Ils savent qu'ils perdent

Nous devons nous rappeler, une fois de plus et insister autant que nécessaire, que nous savons comment une guerre commence, mais que nous pouvons difficilement savoir quand et comment elle se termine. De nombreux exemples montrent que la supériorité militaire permet des débuts victorieux, la défaite apparente de l'adversaire et le contrôle du territoire à conquérir ou à soumettre.
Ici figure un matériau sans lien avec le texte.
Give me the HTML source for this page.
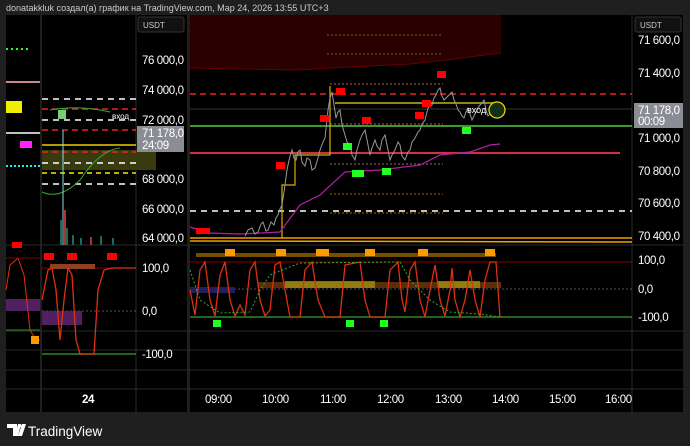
<!DOCTYPE html>
<html><head><meta charset="utf-8"><style>
*{margin:0;padding:0}
body{width:690px;height:446px;background:#1f1f1f;overflow:hidden;font-family:"Liberation Sans","Noto Sans CJK SC",sans-serif;position:relative}
.t{position:absolute;color:#ddd;white-space:nowrap}
</style></head><body>
<div class="t" style="left:6px;top:3px;font-size:9px;color:#ccc">donatakkluk создал(а) график на TradingView.com, Мар 24, 2026 13:55 UTC+3</div>
<svg width="690" height="446" style="position:absolute;left:0;top:0" font-family="Liberation Sans, sans-serif">
<rect x="6" y="15" width="34" height="397" fill="#000"/>
<rect x="42" y="15" width="145" height="397" fill="#000"/>
<rect x="190" y="15" width="493" height="397" fill="#000"/>
<g stroke="#2a2a2a" stroke-width="1">
<line x1="6" y1="245" x2="683" y2="245"/>
<line x1="6" y1="331" x2="683" y2="331"/>
<line x1="6" y1="350" x2="683" y2="350"/>
<line x1="6" y1="370" x2="683" y2="370"/>
<line x1="6" y1="389" x2="683" y2="389"/>
<line x1="136" y1="15" x2="136" y2="412"/>
<line x1="632" y1="15" x2="632" y2="412"/>
</g>
<path d="M190 15 H501 V53 L485 55 L447 60 L410 64 L350 67 L295 70 L190 68 Z" fill="#2a0000"/>
<path d="M190 68 L295 70 L350 67 L410 64 L447 60 L485 55 L501 53" stroke="#600" fill="none"/>
<line x1="327" y1="35" x2="443" y2="35" stroke="#6a6a20" stroke-dasharray="2,2"/>
<line x1="327" y1="54" x2="443" y2="54" stroke="#6a6a20" stroke-dasharray="2,2"/>
<line x1="190" y1="94" x2="632" y2="94" stroke="#e22" stroke-width="1.5" stroke-dasharray="6,4"/>
<line x1="190" y1="109" x2="632" y2="109" stroke="#333"/>
<line x1="335" y1="103" x2="500" y2="103" stroke="#8a8a10" stroke-width="2"/>
<line x1="190" y1="126" x2="632" y2="126" stroke="#3a9a30" stroke-width="2"/>
<line x1="190" y1="153" x2="620" y2="153" stroke="#d03040" stroke-width="2"/>
<line x1="190" y1="211" x2="632" y2="211" stroke="#fff" stroke-width="1.5" stroke-dasharray="6,5"/>
<line x1="330" y1="84" x2="443" y2="84" stroke="#a66" stroke-dasharray="2,2"/>
<line x1="330" y1="124" x2="443" y2="124" stroke="#a66" stroke-dasharray="2,2"/>
<line x1="330" y1="164" x2="443" y2="164" stroke="#a66" stroke-dasharray="2,2"/>
<line x1="330" y1="194" x2="443" y2="194" stroke="#a60" stroke-dasharray="2,2"/>
<line x1="330" y1="213" x2="443" y2="213" stroke="#a60" stroke-dasharray="2,2"/>
<path d="M190 238 H632 M190 241 L632 242" stroke="#f0a000" stroke-width="1.5"/>
<path d="M282 238 V185 H295 V155 H330 V86" stroke="#d8b000" fill="none" stroke-width="1.2"/>
<path d="M190 227 L210 233 L240 234 L280 232 L300 205 L320 195 L345 172 L380 170 L420 165 L440 155 L470 152 L490 145 L500 144" stroke="#b020a0" fill="none" stroke-width="1.2"/>
<polyline fill="none" stroke="#999" stroke-width="1" points="245,236 248,230 252,228 255,234 258,232 261,224 263,222 266,231 268,230 271,222 274,225 276,218 278,215 280,209 282,205 284,192 285,185 287,170 288,165 290,156 292,150 294,158 296,160 298,152 300,150 302,162 305,166 307,158 310,160 312,170 315,168 318,158 320,150 323,142 325,138 327,120 328,110 330,98 332,92 334,105 336,118 338,112 340,110 342,125 345,135 347,142 350,145 352,155 355,160 357,150 360,140 362,135 365,130 368,145 370,155 372,148 375,140 377,146 380,150 382,140 385,135 388,150 390,160 392,155 395,150 398,142 400,145 402,156 405,160 408,152 410,150 412,142 415,138 418,132 420,130 422,124 425,120 427,112 428,108 430,106 432,105 434,98 436,95 438,90 440,88 442,96 444,100 446,98 448,96 450,94 452,92 454,100 456,104 458,110 460,112 462,116 464,118 466,112 468,108 470,114 472,120 474,116 476,112 478,108 480,105 482,103 484,100 486,110 488,116 490,114 492,112 494,110 496,108"/>
<circle cx="497" cy="110" r="8" fill="#143014" stroke="#e8d800" stroke-width="1.3"/>
<text x="467" y="113" fill="#fff" font-size="9">вход</text>
<g fill="#f00">
<rect x="196" y="228" width="14" height="6"/><rect x="276" y="162" width="9" height="7"/><rect x="320" y="115" width="9" height="7"/><rect x="336" y="88" width="9" height="7"/><rect x="362" y="117" width="9" height="7"/><rect x="415" y="112" width="9" height="7"/><rect x="422" y="100" width="9" height="7"/><rect x="437" y="71" width="9" height="7"/>
</g>
<g fill="#2f2">
<rect x="343" y="143" width="9" height="7"/><rect x="352" y="170" width="12" height="7"/><rect x="382" y="168" width="9" height="7"/><rect x="462" y="127" width="9" height="7"/>
</g>
<line x1="190" y1="262" x2="632" y2="262" stroke="#800" />
<line x1="190" y1="289" x2="632" y2="289" stroke="#555" stroke-dasharray="2,2"/>
<line x1="190" y1="317" x2="632" y2="317" stroke="#2a8a20" stroke-width="1.5"/>
<rect x="258" y="282" width="243" height="6" fill="#804010" opacity=".7"/>
<rect x="285" y="281" width="90" height="7" fill="#a09010" opacity=".8"/>
<rect x="438" y="281" width="42" height="7" fill="#a09010" opacity=".8"/>
<rect x="190" y="287" width="45" height="6" fill="#202060"/>
<rect x="196" y="253" width="300" height="4" fill="#c08000" opacity=".6"/>
<polyline fill="none" stroke="#e03010" stroke-width="1.3" points="190,290 195,315 200,270 205,262 210,300 215,316 220,275 225,262 230,300 235,316 240,305 245,315 250,270 255,262 260,300 265,316 270,310 275,265 280,262 285,290 290,317 300,317 305,270 312,262 318,300 325,317 340,317 345,265 360,262 365,300 370,317 385,317 390,270 398,262 402,300 405,312 410,270 415,262 420,300 425,317 430,290 435,265 440,300 445,316 450,290 452,268 455,300 460,317 465,300 470,270 475,300 480,317 485,280 490,262 496,262 500,317"/>
<polyline fill="none" stroke="#3a3" stroke-dasharray="2,2" points="190,270 200,300 220,313 250,312 260,290 270,275 300,263 400,262 410,280 430,300 450,312 480,314 500,317"/>
<g fill="#f90"><rect x="225" y="249" width="10" height="7"/><rect x="276" y="249" width="10" height="7"/><rect x="316" y="249" width="13" height="7"/><rect x="365" y="249" width="10" height="7"/><rect x="418" y="249" width="10" height="7"/><rect x="485" y="249" width="10" height="7"/></g>
<g fill="#2f2"><rect x="213" y="320" width="8" height="7"/><rect x="346" y="320" width="8" height="7"/><rect x="380" y="320" width="8" height="7"/></g>
<rect x="42" y="150" width="114" height="20" fill="#3a3a10"/>
<g stroke="#fff" stroke-width="1.5" stroke-dasharray="6,5">
<line x1="42" y1="99" x2="136" y2="99"/><line x1="42" y1="120" x2="136" y2="120"/><line x1="42" y1="163" x2="136" y2="163"/><line x1="42" y1="184" x2="136" y2="184"/></g>
<g stroke="#e22" stroke-width="1.5" stroke-dasharray="6,4"><line x1="42" y1="109" x2="136" y2="109"/><line x1="42" y1="130" x2="136" y2="130"/><line x1="42" y1="152" x2="136" y2="152"/></g>
<line x1="42" y1="173" x2="136" y2="173" stroke="#ee0" stroke-width="1.5" stroke-dasharray="5,4"/>
<line x1="42" y1="145" x2="136" y2="145" stroke="#ec0" stroke-width="1.5"/>
<path d="M42 192 Q60 200 80 180 Q100 150 120 148" stroke="#3a3" fill="none"/>
<path d="M50 110 Q80 105 110 112" stroke="#3a3" fill="none"/>
<rect x="58" y="110" width="8" height="9" fill="#7c7"/>
<line x1="63" y1="130" x2="63" y2="245" stroke="#8dd"/>
<g fill="#1a6a5a"><rect x="60" y="220" width="2" height="25"/><rect x="66" y="228" width="2" height="17"/><rect x="72" y="235" width="2" height="10"/><rect x="80" y="238" width="2" height="7"/><rect x="100" y="236" width="2" height="9"/><rect x="112" y="238" width="2" height="7"/></g>
<g fill="#a33"><rect x="64" y="210" width="2" height="35"/><rect x="90" y="237" width="2" height="8"/></g>
<text x="112" y="119" fill="#fff" font-size="8">вход</text>
<line x1="42" y1="268" x2="136" y2="268" stroke="#800"/>
<line x1="42" y1="311" x2="136" y2="311" stroke="#555" stroke-dasharray="2,2"/>
<line x1="42" y1="354" x2="136" y2="354" stroke="#2a8a20" stroke-width="1.5"/>
<rect x="42" y="311" width="40" height="14" fill="#502060"/>
<rect x="50" y="264" width="45" height="5" fill="#904020"/>
<polyline fill="none" stroke="#e03010" stroke-width="1.3" points="42,300 48,270 52,268 56,290 60,340 64,300 68,268 72,275 76,340 80,354 94,354 98,290 104,270 112,268 136,268"/>
<g fill="#f00"><rect x="44" y="253" width="10" height="7"/><rect x="67" y="253" width="10" height="7"/><rect x="107" y="253" width="10" height="7"/></g>
<line x1="6" y1="82" x2="40" y2="82" stroke="#c88" stroke-width="2"/>
<line x1="6" y1="49" x2="30" y2="49" stroke="#2f2" stroke-dasharray="2,3" stroke-width="2"/>
<line x1="6" y1="166" x2="40" y2="166" stroke="#2ee" stroke-dasharray="2,2" stroke-width="2"/>
<rect x="6" y="101" width="16" height="12" fill="#ee0"/>
<line x1="6" y1="133" x2="40" y2="133" stroke="#fff" stroke-width="1.5"/>
<rect x="20" y="141" width="12" height="7" fill="#f2f"/>
<rect x="6" y="299" width="34" height="12" fill="#502060"/>
<polyline fill="none" stroke="#e03010" points="6,290 10,265 18,258 24,275 30,330 36,340 40,340"/>
<line x1="6" y1="258" x2="40" y2="258" stroke="#800"/>
<line x1="6" y1="330" x2="40" y2="330" stroke="#2a8a20"/>
<rect x="12" y="242" width="10" height="6" fill="#f00"/>
<rect x="31" y="336" width="8" height="8" fill="#f90"/>
<rect x="138" y="17" width="46" height="15" rx="2" fill="#111" stroke="#333"/>
<rect x="635" y="17" width="46" height="15" rx="2" fill="#111" stroke="#333"/>
<text x="143" y="28" fill="#ccc" font-size="8">USDT</text>
<text x="640" y="28" fill="#ccc" font-size="8">USDT</text>
<rect x="137" y="126" width="47" height="26" fill="#8a8d94"/>
<rect x="634" y="103" width="49" height="25" fill="#8a8d94"/>
<g fill="#fff" font-size="11.5" letter-spacing="-0.4">
<text x="142" y="64">76 000,0</text><text x="142" y="94">74 000,0</text><text x="142" y="124">72 000,0</text>
<text x="142" y="137">71 178,0</text><text x="142" y="149">24:09</text>
<text x="142" y="183">68 000,0</text><text x="142" y="213">66 000,0</text><text x="142" y="242">64 000,0</text>
<text x="142" y="272">100,0</text><text x="142" y="315">0,0</text><text x="142" y="358">-100,0</text>
<text x="638" y="44">71 600,0</text><text x="638" y="77">71 400,0</text>
<text x="638" y="114">71 178,0</text><text x="638" y="125">00:09</text>
<text x="638" y="142">71 000,0</text><text x="638" y="175">70 800,0</text><text x="638" y="207">70 600,0</text><text x="638" y="240">70 400,0</text>
<text x="638" y="264">100,0</text><text x="638" y="293">0,0</text><text x="638" y="321">-100,0</text>
<text x="82" y="403" font-weight="bold">24</text>
<text x="205" y="403">09:00</text><text x="262" y="403">10:00</text><text x="320" y="403">11:00</text><text x="377" y="403">12:00</text><text x="435" y="403">13:00</text><text x="492" y="403">14:00</text><text x="549" y="403">15:00</text><text x="605" y="403">16:00</text>
</g>
<rect x="683" y="15" width="7" height="397" fill="#1f1f1f"/>
<path d="M7 424 H17 V436 H13 V428 H7 Z M18 424 H21 L18 436 H15 Z M22 424 H26 L22 436 H18 Z" fill="#fff"/>
<circle cx="20" cy="426" r="1.5" fill="#fff"/>
<text x="28" y="436" fill="#fff" font-size="13.5">TradingView</text>
</svg>
</body></html>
Cependant, le grand défi consiste toujours à maintenir l'occupation pendant une longue période et à faire en sorte que le peuple envahi assume un avenir sans liberté et sans la capacité de prendre ses propres décisions.
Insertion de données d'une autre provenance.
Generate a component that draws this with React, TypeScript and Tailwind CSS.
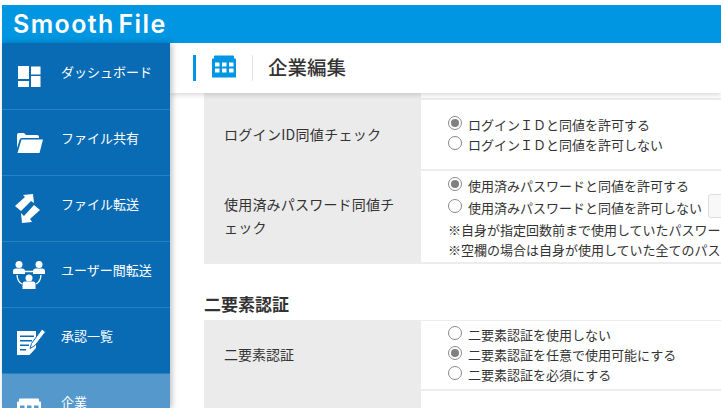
//company edit page
import React from "react";

const DashIcon = () => (
  <svg width="36" height="32" viewBox="0 0 36 32" fill="white">
    <rect x="7" y="5" width="11" height="13" />
    <rect x="20" y="5.500" width="9.500" height="8" />
    <rect x="7" y="20" width="11" height="6" />
    <rect x="20" y="15" width="9.500" height="11" />
  </svg>
);

const FolderIcon = () => (
  <svg width="36" height="32" viewBox="0 0 36 32" fill="white">
    <path d="M6 8 Q6 6 8 6 H13 L15 8 H26 Q28 8 28 10 V11 H11 Q9 11 8.500 13 L6 21 Z" />
    <path d="M10.500 12.500 H32 L28.500 26 H6.500 Z" />
  </svg>
);

const TransferIcon = () => (
  <svg width="36" height="32" viewBox="0 0 36 32" fill="white">
    <path d="M4 13 L14 4 L12 2 L22 1 L23 10 L20 8 L10 18 Z" />
    <path d="M29 17 L19 26 L21 29 L11 30 L10 20 L13 23 L23 12 Z" />
  </svg>
);

const UsersIcon = () => (
  <svg width="36" height="32" viewBox="0 0 36 32" fill="white">
    <circle cx="8" cy="5.500" r="3.500" />
    <circle cx="28" cy="5.500" r="3.500" />
    <path d="M2 15 V12 Q2 9.500 5 9.500 H11 Q14 9.500 14 12 V15 Z" />
    <path d="M22 15 V12 Q22 9.500 25 9.500 H31 Q34 9.500 34 12 V15 Z" />
    <circle cx="18" cy="19" r="3.500" />
    <path d="M11.500 30 V25 Q11.500 22.500 14 22.500 H22 Q24.500 22.500 24.500 25 V30 Z" />
    <path d="M14 12.500 H22 M6 16 Q6.500 23 11 25 M30 16 Q29.500 23 25 25" fill="none" stroke="white" strokeWidth="1.300" />
  </svg>
);

const NoteIcon = () => (
  <svg width="36" height="32" viewBox="0 0 36 32" fill="white">
    <path
      fillRule="evenodd"
      d="M6 6 H25 V23 L18.500 30 H6 Z M9 10.500 V12 H23 V10.500 Z M9 15 V16.500 H21 V15 Z M9 19.500 V21 H18 V19.500 Z M9 24 V25.500 H15 V24 Z"
    />
    <path d="M19 23.500 L20.500 18.500 L31 4 L34.500 7 L24 20.500 Z" stroke="#0a6bb5" strokeWidth="1" />
  </svg>
);

const BuildingIcon = ({ color }: { color: string }) => (
  <svg width="24" height="23" viewBox="0 0 24 22" fill={color}>
    <path
      fillRule="evenodd"
      d="M3 0 H21 Q22 0 22 1 V3 H23 Q24 3 24 4 V22 H0 V4 Q0 3 1 3 H2 V1 Q2 0 3 0 Z M3 7 V11 H7.500 V7 Z M10 7 V11 H14.500 V7 Z M17 7 V11 H21.500 V7 Z M3 13 V17 H7.500 V13 Z M10 13 V17 H14.500 V13 Z M17 13 V17 H21.500 V13 Z"
    />
  </svg>
);

const menu = [
  { label: "ダッシュボード", icon: <DashIcon /> },
  { label: "ファイル共有", icon: <FolderIcon /> },
  { label: "ファイル転送", icon: <TransferIcon /> },
  { label: "ユーザー間転送", icon: <UsersIcon /> },
  { label: "承認一覧", icon: <NoteIcon /> },
];

const Radio = ({ checked, label }: { checked?: boolean; label: string }) => (
  <div className="flex items-center gap-[6px] h-[20px] whitespace-nowrap">
    <span className="w-[14px] h-[14px] shrink-0 rounded-full border border-[#8a8a8a] bg-white flex items-center justify-center">
      {checked && <span className="w-[8px] h-[8px] rounded-full bg-[#808080]" />}
    </span>
    <span className="mt-[4px]">{label}</span>
  </div>
);

const App = () => {
  return (
    <div className="w-[721px] h-[408px] overflow-hidden bg-white pt-[5px] pl-[2px] flex flex-col font-['Noto_Sans_CJK_JP','Liberation_Sans',sans-serif]">
      <header className="h-[38px] shrink-0 bg-[#0096e1] flex items-center pl-[11px]">
        <span className="font-['Inter',sans-serif] text-[25px] font-semibold text-white tracking-[1.4px] [word-spacing:-4px] leading-none">
          Smooth File
        </span>
      </header>
      <div className="flex flex-1 min-h-0">
        <nav className="w-[168px] shrink-0 bg-[#0a6bb5] text-[13px] text-white pt-px shadow-[2px_0_6px_rgba(0,0,0,0.25)] z-10">
          {menu.map((m) => (
            <div key={m.label} className="h-[66px] flex items-center border-b border-[#2a80c4] pb-[9px]">
              <span className="w-[54px] mr-[5px] mt-[10px] flex justify-center">{m.icon}</span>
              <span>{m.label}</span>
            </div>
          ))}
          <div className="h-[66px] bg-[#5599cc] flex items-start pt-[18px]">
            <span className="w-[54px] mr-[5px] mt-[6px] flex justify-center">
              <BuildingIcon color="white" />
            </span>
            <span>企業</span>
          </div>
        </nav>
        <main className="flex-1 min-w-0 flex flex-col overflow-hidden">
          <div className="h-[50px] shrink-0 bg-white flex items-center pl-[23px] shadow-[0_2px_5px_rgba(0,0,0,0.15)] z-[5]">
            <span className="w-[3px] h-[26px] bg-[#0096e1]" />
            <span className="ml-[16px] mb-[3px]">
              <BuildingIcon color="#0096e1" />
            </span>
            <span className="w-px h-[26px] bg-[#e4e4e4] ml-[16px]" />
            <h1 className="ml-[15px] text-[19.500px] font-medium text-[#333] mb-[2px]">企業編集</h1>
          </div>
          <div className="flex-1 min-h-0 pl-[34px] text-[13px] text-[#333] overflow-hidden">
            <div className="w-[700px]">
              <div className="flex h-[7px] border-b-2 border-[#ececec]">
                <div className="w-[217px] bg-[#ebebeb]" />
              </div>
              <div className="flex h-[71px] border-b-2 border-[#ececec]">
                <div className="w-[217px] bg-[#ebebeb] flex items-center pl-[20px] text-[14px] tracking-[0.3px]">
                  ログインID同値チェック
                </div>
                <div className="pl-[27px] pt-[13px]">
                  <Radio checked label="ログインＩＤと同値を許可する" />
                  <Radio label="ログインＩＤと同値を許可しない" />
                </div>
              </div>
              <div className="flex h-[93px] border-b-2 border-[#ececec]">
                <div className="w-[217px] bg-[#ebebeb] flex items-center pl-[20px] pr-[20px] pb-[1px] text-[14px] tracking-[0.2px] leading-[23px]">
                  使用済みパスワード同値チェック
                </div>
                <div className="pl-[27px] pt-[3px] whitespace-nowrap leading-[20px]">
                  <Radio checked label="使用済みパスワードと同値を許可する" />
                  <div className="flex items-center">
                    <Radio label="使用済みパスワードと同値を許可しない" />
                    <span className="ml-[6px] w-[60px] h-[24px] rounded-[3px] border border-[#ddd] bg-[#f8f8f8]" />
                  </div>
                  <div className="mt-[2px]">※自身が指定回数前まで使用していたパスワードは使用できません</div>
                  <div>※空欄の場合は自身が使用していた全てのパスワードが対象です</div>
                </div>
              </div>
              <h2 className="text-[17px] font-bold text-[#333] leading-[24px] mt-[28px] mb-[4px]">二要素認証</h2>
              <div className="flex h-[71px] border-t border-b-2 border-[#ececec]">
                <div className="w-[217px] bg-[#ebebeb] flex items-center pl-[20px] pb-[1px] text-[14px]">二要素認証</div>
                <div className="pl-[27px] pt-[2px]">
                  <Radio label="二要素認証を使用しない" />
                  <Radio checked label="二要素認証を任意で使用可能にする" />
                  <Radio label="二要素認証を必須にする" />
                </div>
              </div>
              <div className="flex h-[40px]">
                <div className="w-[217px] bg-[#ebebeb]" />
              </div>
            </div>
          </div>
        </main>
      </div>
    </div>
  );
};

export default App;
Vladimir Poutine est conscient qu'une intervention militaire majeure en Ukraine pourrait conduire à sa fin politique car, à moyen et long terme, il sera impossible pour son régime de soutenir l'invasion en raison du coût politique et social des pertes constantes qu'il subira quotidiennement à Moscou et du coût économique du déploiement nécessaire des troupes et du soutien logistique pour assurer la viabilité de son agression. Bien entendu, tous les décideurs politiques ont reçu ces prévisions de leur état-major et savent ce qu'ils peuvent pousser et ce qu'ils peuvent prendre. Ils savent qu'ils perdent.
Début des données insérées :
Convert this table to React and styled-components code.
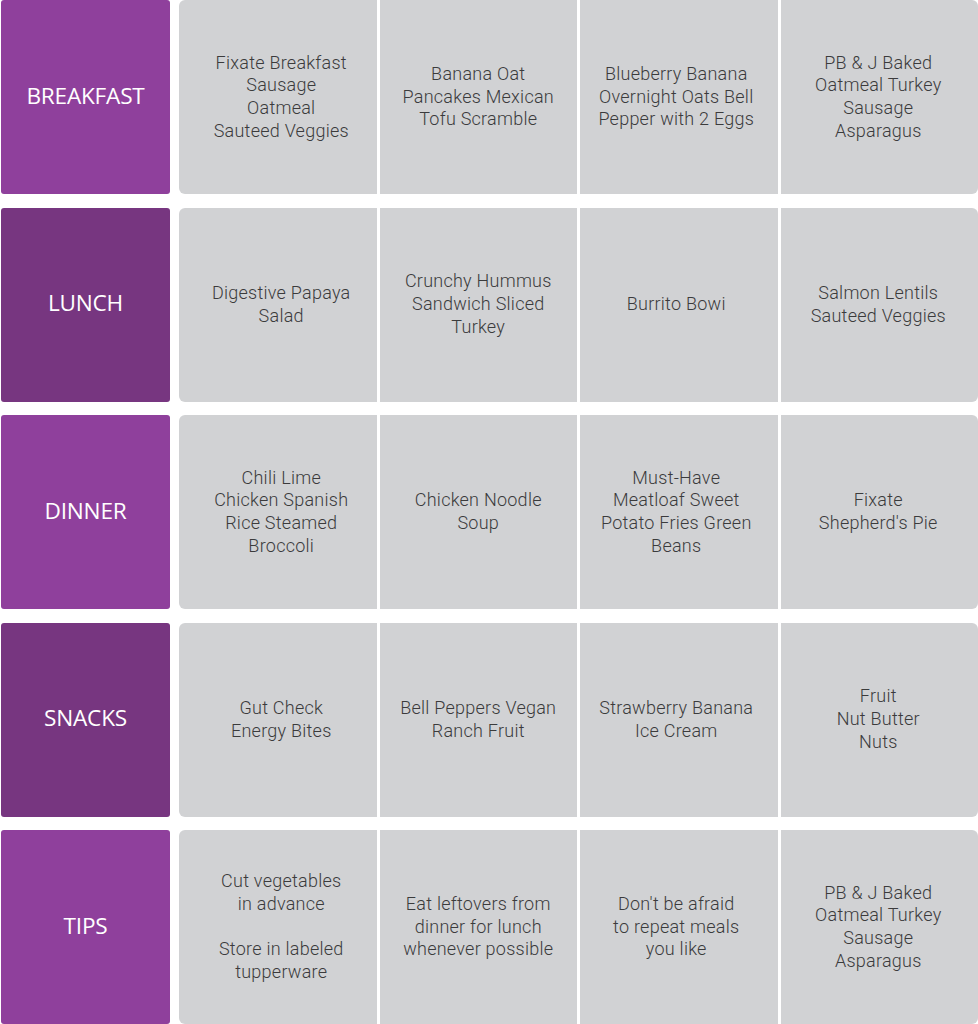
import React from 'react';
import styled, { createGlobalStyle } from 'styled-components';

const GlobalStyle = createGlobalStyle`
  html, body {
    margin: 0;
    padding: 0;
    background: #ffffff;
  }
`;

const Planner = styled.div`
  width: 978px;
  display: grid;
  grid-template-rows: repeat(5, 194px);
  row-gap: 13.5px;
  box-sizing: border-box;
  padding-left: 1px;
`;

const Row = styled.div`
  display: grid;
  grid-template-columns: 169px 1fr;
  column-gap: 9px;
`;

const Label = styled.div`
  display: flex;
  align-items: center;
  justify-content: center;
  background: ${props => (props.dark ? '#773680' : '#8f409c')};
  border-radius: 3px;
  color: #ffffff;
  font-family: 'Open Sans', 'Liberation Sans', sans-serif;
  font-size: 22.6px;
  letter-spacing: -0.2px;
  padding-bottom: 4px;
`;

const Cells = styled.div`
  display: grid;
  grid-template-columns: repeat(4, 1fr);
  column-gap: 3px;
`;

// the reference text sits a little off-centre in some columns
const shifts = [
  'padding-left: 7px;',
  '',
  'padding-right: 5px;',
  'padding-right: 2px;',
];

const Cell = styled.div`
  display: flex;
  flex-direction: column;
  align-items: center;
  justify-content: center;
  box-sizing: border-box;
  background: #d1d2d4;
  color: #3b3b3c;
  font-family: Roboto, 'Liberation Sans', sans-serif;
  font-weight: 300;
  font-size: 18px;
  letter-spacing: 0.25px;
  line-height: 22.7px;
  text-align: center;
  ${props => shifts[props.col]}
  &:first-child {
    border-radius: 6px 0 0 6px;
  }
  &:last-child {
    border-radius: 0 6px 6px 0;
  }
`;

const Line = styled.span`
  display: block;
  white-space: nowrap;
  min-height: 22.7px;
`;

const plan = [
  {
    label: 'BREAKFAST',
    cells: [
      ['Fixate Breakfast', 'Sausage', 'Oatmeal', 'Sauteed Veggies'],
      ['Banana Oat', 'Pancakes Mexican', 'Tofu Scramble'],
      ['Blueberry Banana', 'Overnight Oats Bell', 'Pepper with 2 Eggs'],
      ['PB & J Baked', 'Oatmeal Turkey', 'Sausage', 'Asparagus'],
    ],
  },
  {
    label: 'LUNCH',
    dark: true,
    cells: [
      ['Digestive Papaya', 'Salad'],
      ['Crunchy Hummus', 'Sandwich Sliced', 'Turkey'],
      ['Burrito Bowi'],
      ['Salmon Lentils', 'Sauteed Veggies'],
    ],
  },
  {
    label: 'DINNER',
    cells: [
      ['Chili Lime', 'Chicken Spanish', 'Rice Steamed', 'Broccoli'],
      ['Chicken Noodle', 'Soup'],
      ['Must-Have', 'Meatloaf Sweet', 'Potato Fries Green', 'Beans'],
      ['Fixate', "Shepherd's Pie"],
    ],
  },
  {
    label: 'SNACKS',
    dark: true,
    cells: [
      ['Gut Check', 'Energy Bites'],
      ['Bell Peppers Vegan', 'Ranch Fruit'],
      ['Strawberry Banana', 'Ice Cream'],
      ['Fruit', 'Nut Butter', 'Nuts'],
    ],
  },
  {
    label: 'TIPS',
    cells: [
      ['Cut vegetables', 'in advance', '', 'Store in labeled', 'tupperware'],
      ['Eat leftovers from', 'dinner for lunch', 'whenever possible'],
      ["Don't be afraid", 'to repeat meals', 'you like'],
      ['PB & J Baked', 'Oatmeal Turkey', 'Sausage', 'Asparagus'],
    ],
  },
];

export default function App() {
  return (
    <>
      <GlobalStyle />
      <Planner>
        {plan.map(row => (
          <Row key={row.label}>
            <Label dark={row.dark}>{row.label}</Label>
            <Cells>
              {row.cells.map((lines, i) => (
                <Cell key={i} col={i}>
                  {lines.map((line, j) => (
                    <Line key={j}>{line}</Line>
                  ))}
                </Cell>
              ))}
            </Cells>
          </Row>
        ))}
      </Planner>
    </>
  );
}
On peut supposer que les militaires russes auront osé soumettre tous les scénarios à leur chef et qu'ils n'auront retenu aucune des approches les plus réalistes et possibles de ce qui pourrait être la dure réalité. Il est certain que cette voie est semée de mort et de destruction pour le peuple ukrainien et que la tentation d'allumer d'autres étincelles dans d'autres parties du monde serait très dangereuse pour l'ouverture et l'extension du conflit et la multiplication des dommages à la stabilité internationale, pour la relance économique et l'emploi nécessaires pour surmonter la pandémie de coronavirus et pour répondre aux besoins les plus pressants de la scène internationale, qui exige une plus grande attention à la durabilité, à la lutte contre le changement climatique, à l'établissement d'orientations essentielles pour le développement des pays les moins favorisés et à la consolidation d'un accord de base fondé sur le dialogue et la négociation pour la sécurité de la population mondiale.
La diplomatie doit pouvoir trouver une sortie de crise qui sauve la face de chacun lorsqu'il s'agit de justifier toutes les attaques lancées devant sa propre opinion publique, mais qui puisse surtout servir à consolider les bases d'un nouvel ordre mondial satisfaisant pour tous. Ce ne sera pas facile, car l'enjeu est la primauté entre deux systèmes de gouvernement, les démocraties libérales et les régimes totalitaires soutenus par les populistes, les nationalistes et les indépendantistes. Les conflits armés doivent être évités, mais les principes et les valeurs fondamentales de l'Occident doivent être défendus.